Appropriate Use Case #2: Piloting Ideas

Most large workplaces have controls in place that prevent developers from making changes in production. In general this is a Good Idea™.

However, controls are sometimes too restrictive. For example, due to security restrictions, lack of server space, company politics, etc… developers are sometimes stuck developing in production. It's an unfortunate fact of life. In those scenarios, developers have to go through hell if they have to elevate each database structure change every time they want to test something in production.

JSON to the rescue! An nvarchar(max) column in a table can have its JSON data be easily added to and modified to fit more data than it was originally intended to hold. All without any database structure change requests.

Now this is not an ideal situation. In fact, it's a scenario that can add a lot of technical debt to the application long-term if not planned for.

However, if a "flexible" JSON column is built with eventual conversion to a traditional table structure in mind from the start, it's actually simple for a developer to transition an entirely JSON storage structure to a relational format later on. They key here is that the developer needs to have this conversion planned from day one.
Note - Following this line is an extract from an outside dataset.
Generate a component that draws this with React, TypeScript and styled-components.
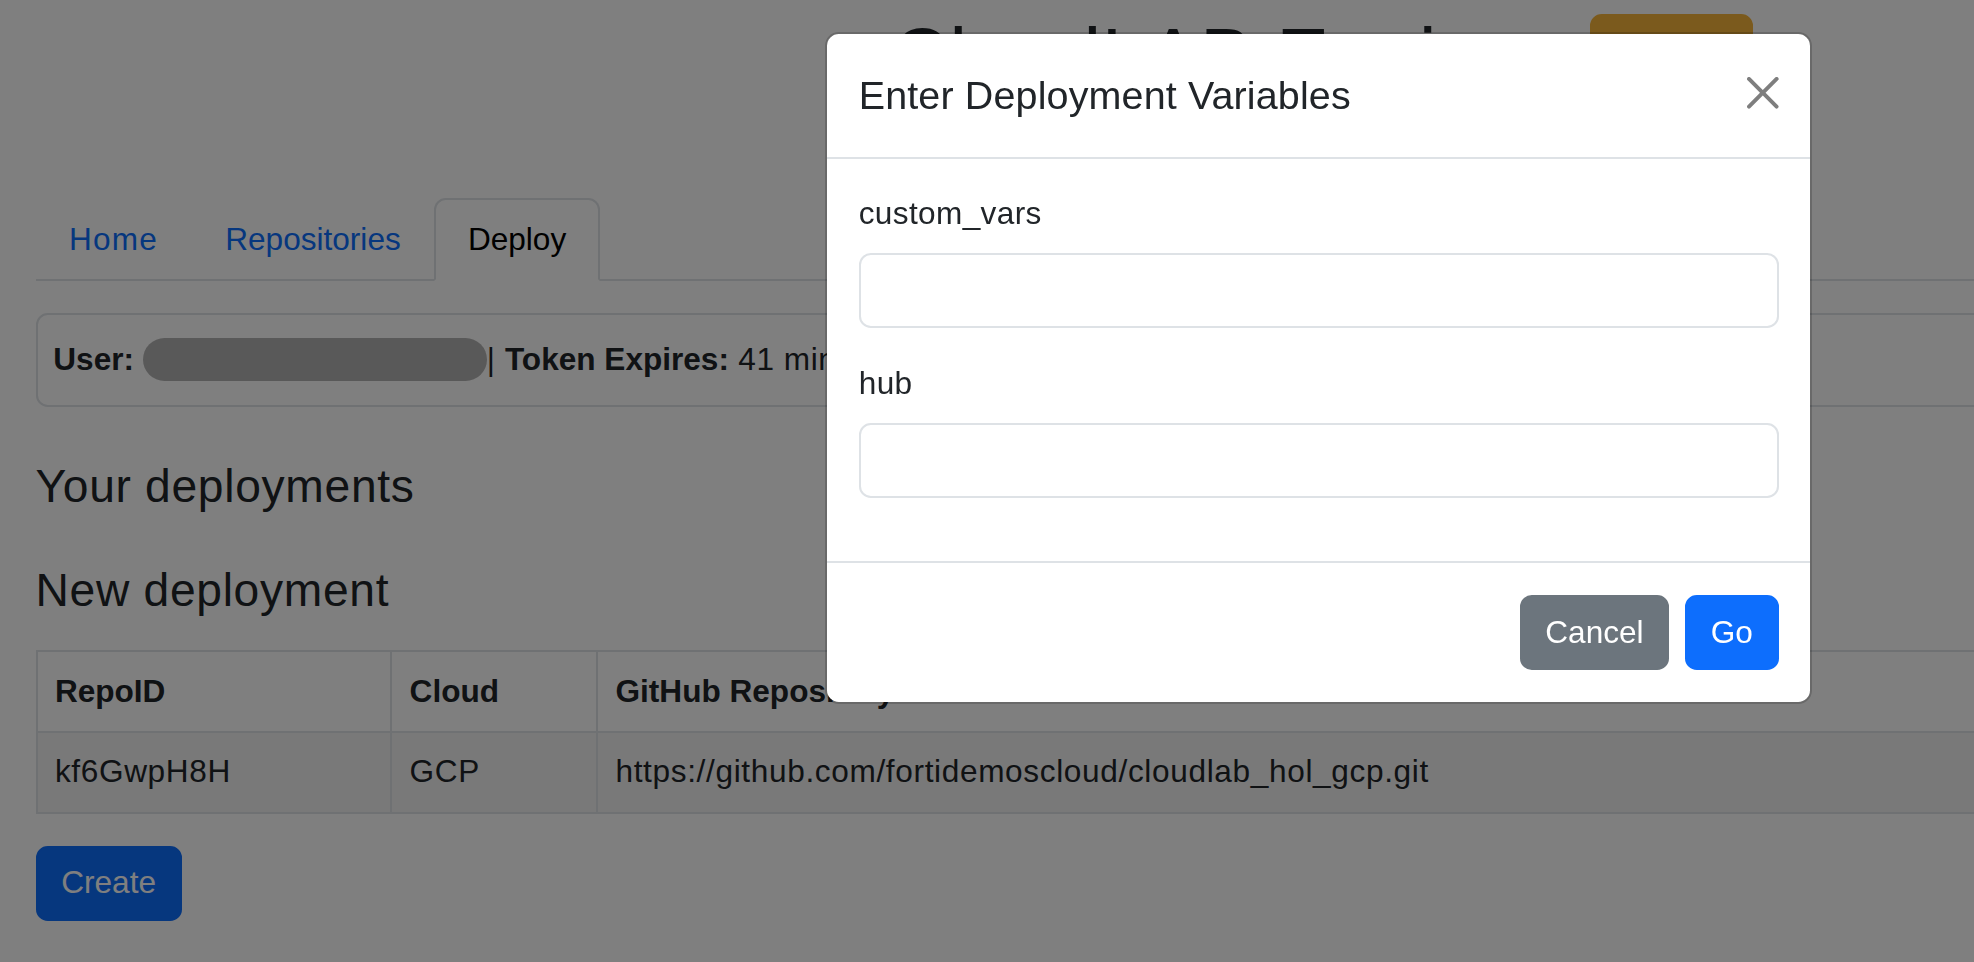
import React from "react";
import styled, { createGlobalStyle, css } from "styled-components";

const S = 1.974;
const u = (...ns: number[]) => ns.map((n) => `${+(n * S).toFixed(2)}px`).join(" ");
const LINE = "2px";

const GlobalStyle = createGlobalStyle`
  html, body {
    margin: 0;
    padding: 0;
    background: #ffffff;
    overflow: hidden;
    height: 100%;
  }
  body {
    font-family: "Liberation Sans", Arial, Helvetica, sans-serif;
    font-size: ${u(16)};
    line-height: 1.5;
    letter-spacing: ${u(0.28)};
    color: #212529;
  }
  strong { letter-spacing: 0; }
  * { box-sizing: border-box; }
`;

const Page = styled.div`
  width: ${u(1200)};
  padding-left: ${u(18)};
`;

const Header = styled.header`
  display: flex;
  align-items: flex-start;
  padding-left: ${u(433.7)};
  margin-bottom: ${u(47.3)};
`;

const AppTitle = styled.h1`
  margin: ${u(5)} 0 0;
  font-size: ${u(40)};
  font-weight: 500;
  line-height: 1.2;
  letter-spacing: ${u(0.4)};
  color: #212529;
`;

type Variant = "primary" | "secondary" | "warning";

const variantColors: Record<Variant, { bg: string; fg: string }> = {
  primary: { bg: "#0d6efd", fg: "#ffffff" },
  secondary: { bg: "#6c757d", fg: "#ffffff" },
  warning: { bg: "#f6b53a", fg: "#212529" },
};

const Button = styled.button<{ $variant: Variant; $gap?: number }>`
  display: inline-block;
  padding: ${u(6, 12)};
  margin: ${(p) => (p.$gap !== undefined ? u(p.$gap) : 0)};
  border: ${LINE} solid ${(p) => variantColors[p.$variant].bg};
  border-radius: ${u(6)};
  background: ${(p) => variantColors[p.$variant].bg};
  color: ${(p) => variantColors[p.$variant].fg};
  font-family: inherit;
  font-size: ${u(16)};
  line-height: ${u(24)};
  letter-spacing: 0;
  cursor: pointer;
`;

const HeaderButton = styled(Button)`
  margin-top: ${u(7)};
  margin-left: ${u(31.8)};
  padding: ${u(6, 13.6)};
`;

const Tabs = styled.ul`
  display: flex;
  list-style: none;
  margin: 0;
  padding: 0;
  border-bottom: ${LINE} solid #dee2e6;
`;

const TabItem = styled.li`
  display: block;
`;

const TabLink = styled.a<{ $active?: boolean; $tracking: number }>`
  display: block;
  padding: ${u(8, 16)};
  margin-bottom: -${LINE};
  border: ${LINE} solid transparent;
  border-top-left-radius: ${u(6)};
  border-top-right-radius: ${u(6)};
  color: #0d6efd;
  text-decoration: none;
  line-height: ${u(24)};
  letter-spacing: ${(p) => u(p.$tracking)};
  ${(p) =>
    p.$active &&
    css`
      color: #000000;
      background: #ffffff;
      border-color: #dee2e6 #dee2e6 #ffffff;
    `}
`;

const UserBox = styled.div`
  margin-top: ${u(16.1)};
  margin-bottom: ${u(25.9)};
  padding: ${u(11, 8)};
  border: ${LINE} solid #dee2e6;
  border-radius: ${u(6)};
  line-height: ${u(24)};
  white-space: nowrap;
  overflow: hidden;
`;

const Redacted = styled.span`
  display: inline-block;
  width: ${u(174)};
  height: ${u(21.6)};
  border-radius: ${u(11)};
  background: #b3b3b3;
  vertical-align: ${u(-5.4)};
`;

const SectionTitle = styled.h4<{ $mb: number }>`
  margin: 0 0 ${(p) => u(p.$mb)};
  font-size: ${u(23.4)};
  font-weight: 500;
  line-height: 1.2;
  letter-spacing: ${u(0.35)};
  color: #212529;
`;

const Table = styled.table`
  width: 100%;
  table-layout: fixed;
  border-collapse: collapse;
  margin-bottom: ${u(16.2)};
`;

const cellBase = css`
  padding: ${u(8)} ${u(8)} ${u(8)} ${u(8.8)};
  border: ${LINE} solid #dee2e6;
  text-align: left;
  line-height: ${u(24)};
  white-space: nowrap;
`;

const HeadCell = styled.th`
  ${cellBase};
  font-weight: 700;
  letter-spacing: 0;
`;

const BodyCell = styled.td`
  ${cellBase};
  letter-spacing: ${u(0.33)};
  background: rgba(0, 0, 0, 0.05);
`;

const Backdrop = styled.div`
  position: fixed;
  inset: 0;
  background: rgba(0, 0, 0, 0.5);
  z-index: 10;
`;

const ModalDialog = styled.div`
  position: fixed;
  left: ${u(418)};
  top: ${u(16.4)};
  width: ${u(500)};
  z-index: 11;
`;

const ModalContent = styled.div`
  display: flex;
  flex-direction: column;
  background: #ffffff;
  background-clip: padding-box;
  border: ${LINE} solid rgba(0, 0, 0, 0.175);
  border-radius: ${u(7)};
`;

const ModalHeader = styled.div`
  display: flex;
  align-items: center;
  padding: ${u(16)};
  border-bottom: ${LINE} solid #dee2e6;
`;

const ModalTitle = styled.h5`
  margin: 0;
  font-size: ${u(20)};
  font-weight: 500;
  line-height: 1.5;
  letter-spacing: ${u(0.07)};
  color: #212529;
`;

const CloseButton = styled.button`
  display: flex;
  align-items: center;
  justify-content: center;
  width: ${u(24)};
  height: ${u(24)};
  padding: ${u(4)};
  margin: ${u(-2.6)} ${u(-4)} 0 auto;
  border: 0;
  background: transparent;
  opacity: 0.5;
  cursor: pointer;
  svg {
    width: ${u(16)};
    height: ${u(16)};
    display: block;
  }
`;

const ModalBody = styled.div`
  padding: ${u(16)};
`;

const FormGroup = styled.div`
  margin-bottom: ${u(16)};
`;

const Label = styled.label`
  display: block;
  margin-bottom: ${u(8)};
  line-height: ${u(24)};
  letter-spacing: ${u(0.18)};
`;

const Input = styled.input`
  display: block;
  width: 100%;
  height: ${u(38)};
  padding: ${u(6, 12)};
  border: ${LINE} solid #dee2e6;
  border-radius: ${u(6)};
  font-family: inherit;
  font-size: ${u(16)};
  line-height: ${u(24)};
  color: #212529;
  background: #ffffff;
  outline: none;
`;

const ModalFooter = styled.div`
  display: flex;
  justify-content: flex-end;
  align-items: center;
  padding: ${u(12)};
  border-top: ${LINE} solid #dee2e6;
`;

const CloseIcon = () => (
  <svg viewBox="0 0 16 16" aria-hidden="true">
    <path
      fill="#000"
      d="M.293.293a1 1 0 0 1 1.414 0L8 6.586 14.293.293a1 1 0 1 1 1.414 1.414L9.414 8l6.293 6.293a1 1 0 0 1-1.414 1.414L8 9.414l-6.293 6.293a1 1 0 0 1-1.414-1.414L6.586 8 .293 1.707a1 1 0 0 1 0-1.414z"
    />
  </svg>
);

const tabs = [
  { label: "Home", active: false, tracking: 0.6 },
  { label: "Repositories", active: false, tracking: 0 },
  { label: "Deploy", active: true, tracking: 0 },
];

const fields = ["custom_vars", "hub"];

export default function App() {
  return (
    <>
      <GlobalStyle />
      <Page>
        <Header>
          <AppTitle>CloudLAB Engine</AppTitle>
          <HeaderButton $variant="warning">Log out</HeaderButton>
        </Header>

        <Tabs>
          {tabs.map((t) => (
            <TabItem key={t.label}>
              <TabLink href="#" $active={t.active} $tracking={t.tracking}>
                {t.label}
              </TabLink>
            </TabItem>
          ))}
        </Tabs>

        <UserBox>
          <strong>User:</strong> <Redacted />| <strong>Token Expires:</strong> 41 minutes
        </UserBox>

        <SectionTitle $mb={24.6}>Your deployments</SectionTitle>
        <SectionTitle $mb={16.1}>New deployment</SectionTitle>

        <Table>
          <colgroup>
            <col style={{ width: u(179.7) }} />
            <col style={{ width: u(104.3) }} />
            <col />
          </colgroup>
          <thead>
            <tr>
              <HeadCell>RepoID</HeadCell>
              <HeadCell>Cloud</HeadCell>
              <HeadCell>GitHub Repository</HeadCell>
            </tr>
          </thead>
          <tbody>
            <tr>
              <BodyCell>kf6GwpH8H</BodyCell>
              <BodyCell>GCP</BodyCell>
              <BodyCell>https://github.com/fortidemoscloud/cloudlab_hol_gcp.git</BodyCell>
            </tr>
          </tbody>
        </Table>

        <Button $variant="primary">Create</Button>
      </Page>

      <Backdrop />
      <ModalDialog role="dialog">
        <ModalContent>
          <ModalHeader>
            <ModalTitle>Enter Deployment Variables</ModalTitle>
            <CloseButton aria-label="Close">
              <CloseIcon />
            </CloseButton>
          </ModalHeader>
          <ModalBody>
            {fields.map((f) => (
              <FormGroup key={f}>
                <Label htmlFor={f}>{f}</Label>
                <Input id={f} type="text" />
              </FormGroup>
            ))}
          </ModalBody>
          <ModalFooter>
            <Button $variant="secondary" $gap={4}>
              Cancel
            </Button>
            <Button $variant="primary" $gap={4}>
              Go
            </Button>
          </ModalFooter>
        </ModalContent>
      </ModalDialog>
    </>
  );
}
Appropriate Use Case #3: Non-Analytical Data

Analytical data is SQL Server's bread and butter. Need to store lots of data and be able to query against it all day long? No problem, there are a plethora of performance tuning options to make your queries run fast and efficiently.

However, sometimes not all data needs to be analyzed. Often an app might need to save some session data to a database temporarily — why bother creating all of the maintenance overhead of strict database schemas if the data will never be queried for analytical purposes? Another example might be a website's dynamically created user profile settings. You can build normalized table(s) to store all of that data, but then you will be writing programming logic to normalize and denormalize your data out of the app.

If this data will not have to be searched, then why bother adding all of the overhead? Keep it in JSON and be done with.